** start Data for this task **

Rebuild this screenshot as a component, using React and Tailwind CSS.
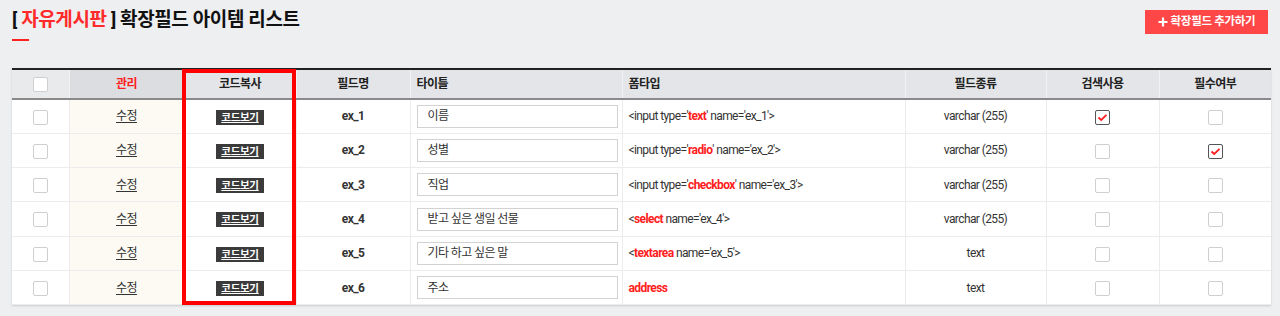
const rows = [
  { name: "ex_1", title: "이름", form: ["<input type='", "text", "' name='ex_1'>"], kind: "varchar (255)", search: true, required: false },
  { name: "ex_2", title: "성별", form: ["<input type='", "radio", "' name='ex_2'>"], kind: "varchar (255)", search: false, required: true },
  { name: "ex_3", title: "직업", form: ["<input type='", "checkbox", "' name='ex_3'>"], kind: "varchar (255)", search: false, required: false },
  { name: "ex_4", title: "받고 싶은 생일 선물", form: ["<", "select", " name='ex_4'>"], kind: "varchar (255)", search: false, required: false },
  { name: "ex_5", title: "기타 하고 싶은 말", form: ["<", "textarea", " name='ex_5'>"], kind: "text", search: false, required: false },
  { name: "ex_6", title: "주소", form: ["", "address", ""], kind: "text", search: false, required: false },
];

function Box({ checked }) {
  if (checked) {
    return (
      <span className="inline-flex h-[15px] w-[15px] items-center justify-center rounded-[2px] border border-[#555] bg-white align-middle">
        <svg width="11" height="9" viewBox="0 0 11 9">
          <path d="M1.5 4.5 L4.2 7 L9.5 1.8" fill="none" stroke="#ff1e1e" strokeWidth="1.8" />
        </svg>
      </span>
    );
  }
  return <span className="inline-block h-[15px] w-[15px] rounded-[2px] border border-[#cfcfcf] bg-white align-middle" />;
}

export default function App() {
  const th = "h-[30px] border-l border-[#f2f2f2] text-[12px] font-bold text-[#222] first:border-l-0";
  const td = "h-[34.3px] border-l border-b border-[#ececec] text-[12px] text-[#333] first:border-l-0";
  return (
    <div className="min-h-[316px] bg-[#eeeff1] px-3 pt-[7px]" style={{ fontFamily: "Roboto, 'Noto Sans CJK KR', sans-serif" }}>
      <div className="flex items-start justify-between">
        <div>
          <h1 className="text-[19px] font-bold leading-[26px] tracking-[-0.4px] text-[#111]">
            [ <span className="text-[#ff2a2a]">자유게시판</span> ] 확장필드 아이템 리스트
          </h1>
          <div className="mt-[6px] h-[2px] w-[17px] bg-[#ff2020]" />
        </div>
        <button className="mt-[3px] flex h-[24px] w-[123px] items-center justify-center gap-[3px] bg-[#ff4747] text-[11.5px] font-bold tracking-[-0.3px] text-white">
          <svg width="10" height="10" viewBox="0 0 10 10">
            <path d="M5 0.5 V9.5 M0.5 5 H9.5" stroke="white" strokeWidth="2.2" />
          </svg>
          확장필드 추가하기
        </button>
      </div>

      <div className="relative mt-[27px]">
        <table className="w-[1259px] table-fixed border-collapse border-t-2 border-[#222] bg-white tracking-[-0.6px] shadow-[0_1px_2px_rgba(0,0,0,0.15)]">
          <colgroup>
            <col className="w-[57px]" />
            <col className="w-[115px]" />
            <col className="w-[112px]" />
            <col className="w-[114px]" />
            <col className="w-[212px]" />
            <col className="w-[283px]" />
            <col className="w-[141px]" />
            <col className="w-[113px]" />
            <col className="w-[112px]" />
          </colgroup>
          <thead>
            <tr className="border-b-2 border-[#8a8a8a] bg-[#e4e5e8]">
              <th className={th + " bg-[#e9eaec]"}><Box /></th>
              <th className={th + " bg-[#dcdde0] text-[#ff2020]"}>관리</th>
              <th className={th}>코드복사</th>
              <th className={th}>필드명</th>
              <th className={th + " pl-[6px] text-left"}>타이틀</th>
              <th className={th + " pl-[6px] text-left"}>폼타입</th>
              <th className={th}>필드종류</th>
              <th className={th}>검색사용</th>
              <th className={th}>필수여부</th>
            </tr>
          </thead>
          <tbody>
            {rows.map((r) => (
              <tr key={r.name}>
                <td className={td + " text-center"}><Box /></td>
                <td className={td + " bg-[#fdfaf4] text-center"}><span className="underline underline-offset-2">수정</span></td>
                <td className={td + " text-center"}>
                  <span className="inline-block h-[15px] w-[48px] bg-[#3b3b3b] align-middle text-[10.5px] font-bold leading-[15px] tracking-[-0.3px] text-white underline underline-offset-[1px]">코드보기</span>
                </td>
                <td className={td + " text-center font-bold text-[#222]"}>{r.name}</td>
                <td className={td + " px-[6px]"}>
                  <div className="flex h-[23px] w-[201px] items-center border border-[#d2d2d2] pl-[10px]">{r.title}</div>
                </td>
                <td className={td + " pl-[6px]"}>
                  {r.form[0]}<span className="font-bold text-[#ff2020]">{r.form[1]}</span>{r.form[2]}
                </td>
                <td className={td + " text-center"}>{r.kind}</td>
                <td className={td + " text-center"}><Box checked={r.search} /></td>
                <td className={td + " text-center"}><Box checked={r.required} /></td>
              </tr>
            ))}
          </tbody>
        </table>
        <div className="pointer-events-none absolute bottom-0 left-[170px] top-[1px] w-[114px] border-4 border-[#ff0000]" />
      </div>
    </div>
  );
}
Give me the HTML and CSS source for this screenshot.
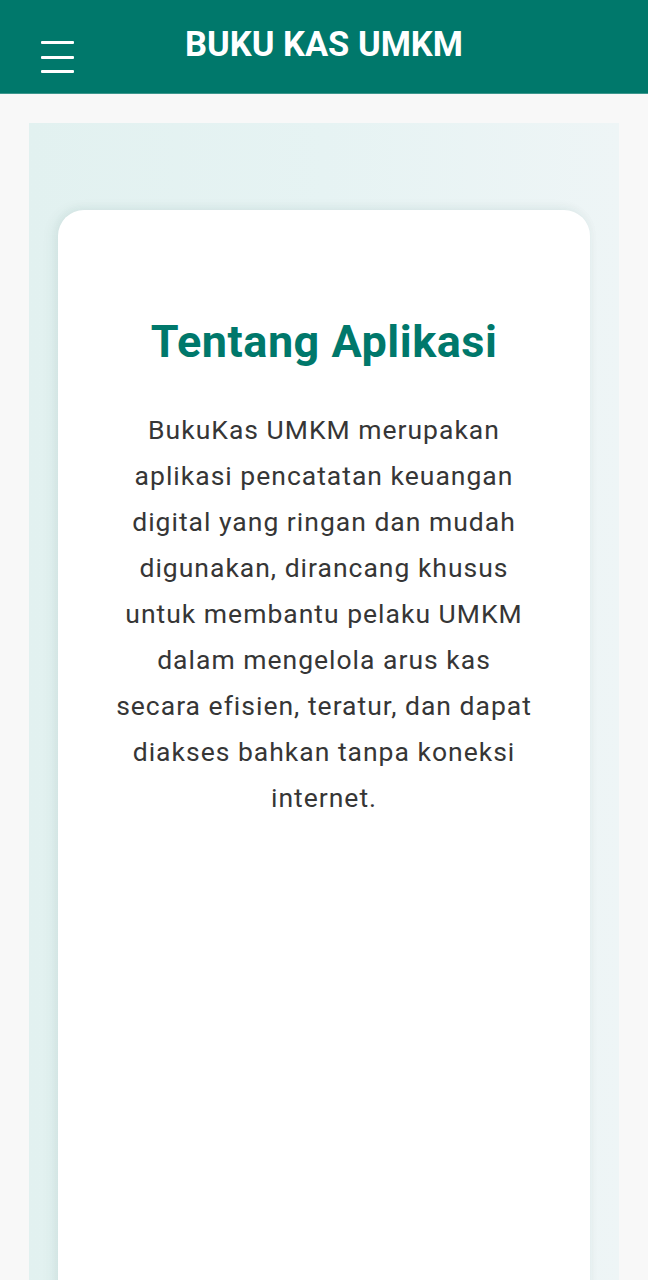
FILE: index.html
```html
<!DOCTYPE html>
<html lang="id">
<head>
<meta charset="utf-8">
<meta name="viewport" content="width=device-width, initial-scale=1">
<title>Buku Kas UMKM</title>
<link rel="stylesheet" href="styles.css">
</head>
<body>
<header class="topbar">
  <button class="menu-btn" aria-label="Menu">
    <span class="bar"></span><span class="bar"></span><span class="bar"></span>
  </button>
  <h1 class="brand">BUKU KAS UMKM</h1>
</header>
<main class="page">
  <section class="panel">
    <article class="card">
      <h2 class="card-title">Tentang Aplikasi</h2>
      <p class="card-text">BukuKas UMKM merupakan aplikasi pencatatan keuangan digital yang ringan dan mudah digunakan, dirancang khusus untuk membantu pelaku UMKM dalam mengelola arus kas secara efisien, teratur, dan dapat diakses bahkan tanpa koneksi internet.</p>
    </article>
  </section>
</main>
</body>
</html>
```
FILE: styles.css
```css
* { box-sizing: border-box; }
html, body { margin: 0; padding: 0; }
body {
  background: #f8f8f8;
  font-family: Roboto, "Noto Sans", Arial, sans-serif;
  height: 1280px;
  overflow: hidden;
}
.topbar {
  height: 94px;
  background: #00786b;
  border-bottom: 1px solid #3d978d;
  display: flex;
  align-items: flex-start;
}
.menu-btn {
  margin: 41px 0 0 41px;
  width: 33px;
  height: 32px;
  padding: 0;
  border: 0;
  background: transparent;
  display: flex;
  flex-direction: column;
  justify-content: space-between;
}
.bar {
  display: block;
  width: 33px;
  height: 3px;
  background: #ffffff;
  border-radius: 1px;
}
.brand {
  margin: 0;
  flex: 1;
  text-align: center;
  color: #ffffff;
  font-weight: 700;
  font-size: 34.5px;
  line-height: 1;
  padding-top: 27px;
  padding-right: 74px;
}
.page {
  padding: 29px 29px 0;
}
.panel {
  background: linear-gradient(90deg, #e2f1f0 0%, #e6f3f3 50%, #eef5f6 100%);
  padding: 87px 29px 0;
  min-height: 1200px;
}
.card {
  background: #ffffff;
  border-radius: 26px 26px 0 0;
  box-shadow: -4px 0 14px rgba(0, 80, 70, 0.07), 0 -2px 10px rgba(0, 80, 70, 0.04);
  min-height: 1100px;
  padding: 104px 40px 0;
  text-align: center;
}
.card-title {
  margin: 0;
  color: #00786b;
  font-weight: 700;
  font-size: 45px;
  line-height: 56px;
  letter-spacing: 0.5px;
}
.card-text {
  margin: 37px auto 0;
  max-width: 420px;
  color: #363636;
  font-size: 26.5px;
  line-height: 46px;
  letter-spacing: 1px;
}
```
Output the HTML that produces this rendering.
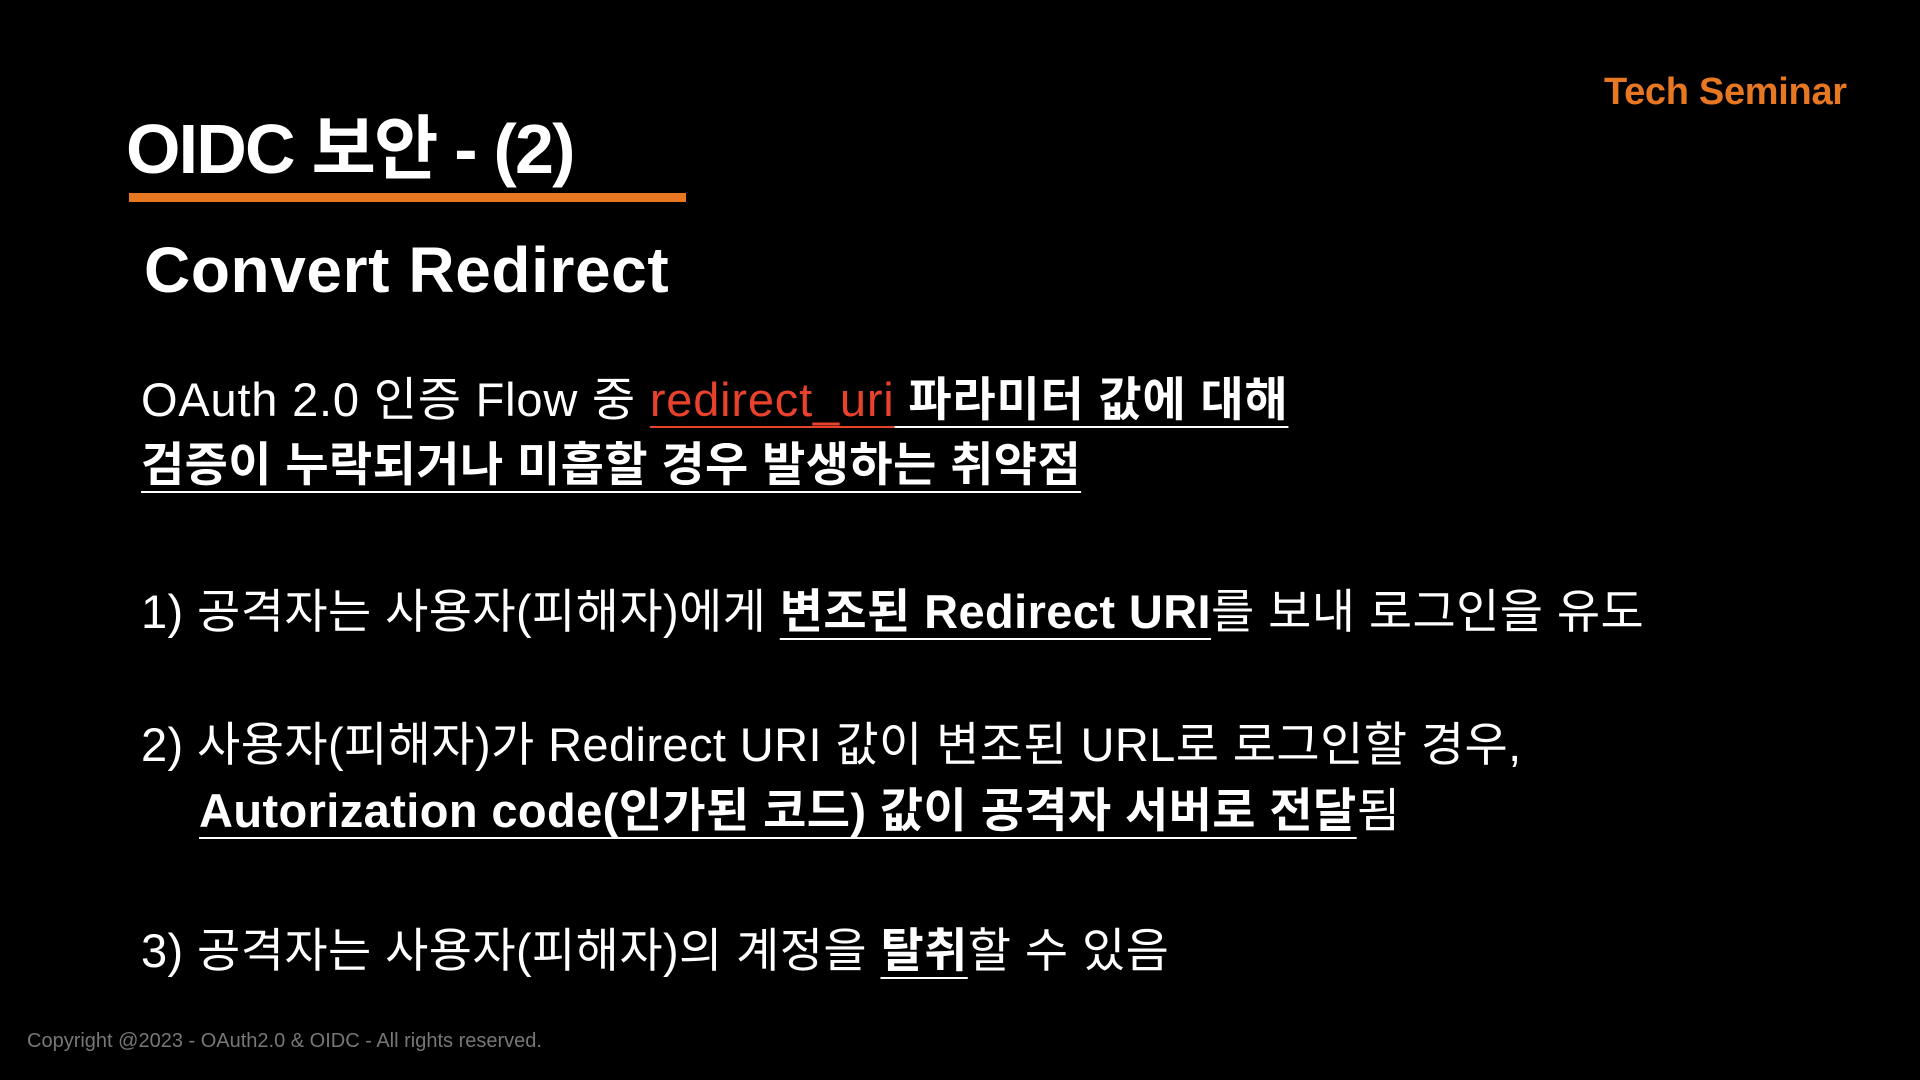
<!DOCTYPE html>
<html><head><meta charset="utf-8"><style>
body{margin:0;width:1920px;height:1080px;background:#000;overflow:hidden;font-family:"Liberation Sans","Noto Sans CJK KR",sans-serif;color:#fff}
.a{position:absolute;white-space:nowrap}
.t{font-size:47px;line-height:60px;letter-spacing:0.4px}
.u{text-decoration:underline;text-decoration-thickness:2px;text-underline-offset:10px}
b{font-weight:700}
.r{color:#e8412c}
</style></head><body>
<div class="a" style="left:1604px;top:70px;font-size:38px;font-weight:700;color:#e87722;line-height:44px;letter-spacing:-0.3px">Tech Seminar</div>
<div class="a" style="left:126px;top:107px;font-size:70px;font-weight:700;line-height:84px;letter-spacing:-1.8px">OIDC 보안 - (2)</div>
<div style="position:absolute;left:129px;top:193px;width:557px;height:9px;background:#e87722"></div>
<div class="a" style="left:144px;top:232px;font-size:64px;font-weight:700;line-height:76px;letter-spacing:0.6px">Convert Redirect</div>
<div class="a t" style="left:141px;top:370px;letter-spacing:0.8px">OAuth 2.0 인증 Flow 중 <span class="u r">redirect_uri</span><b class="u"> 파라미터 값에 대해</b></div>
<div class="a t" style="left:141px;top:435px"><b class="u">검증이 누락되거나 미흡할 경우 발생하는 취약점</b></div>
<div class="a t" style="left:141px;top:582px">1) 공격자는 사용자(피해자)에게 <b class="u">변조된 Redirect URI</b>를 보내 로그인을 유도</div>
<div class="a t" style="left:141px;top:715px">2) 사용자(피해자)가 Redirect URI 값이 변조된 URL로 로그인할 경우,</div>
<div class="a t" style="left:199px;top:781px"><b class="u">Autorization code(인가된 코드) 값이 공격자 서버로 전달</b>됨</div>
<div class="a t" style="left:141px;top:921px">3) 공격자는 사용자(피해자)의 계정을 <b class="u">탈취</b>할 수 있음</div>
<div class="a" style="left:27px;top:1029px;font-size:20px;line-height:24px;color:#777">Copyright @2023 - OAuth2.0 &amp; OIDC - All rights reserved.</div>
</body></html>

** end Data for this task **

__Given exercise__: Gather from the entries above all lines that include the string "screenshot".

__Expected answer__:
Rebuild this screenshot as a component, using React and Tailwind CSS.
Give me the HTML and CSS source for this screenshot.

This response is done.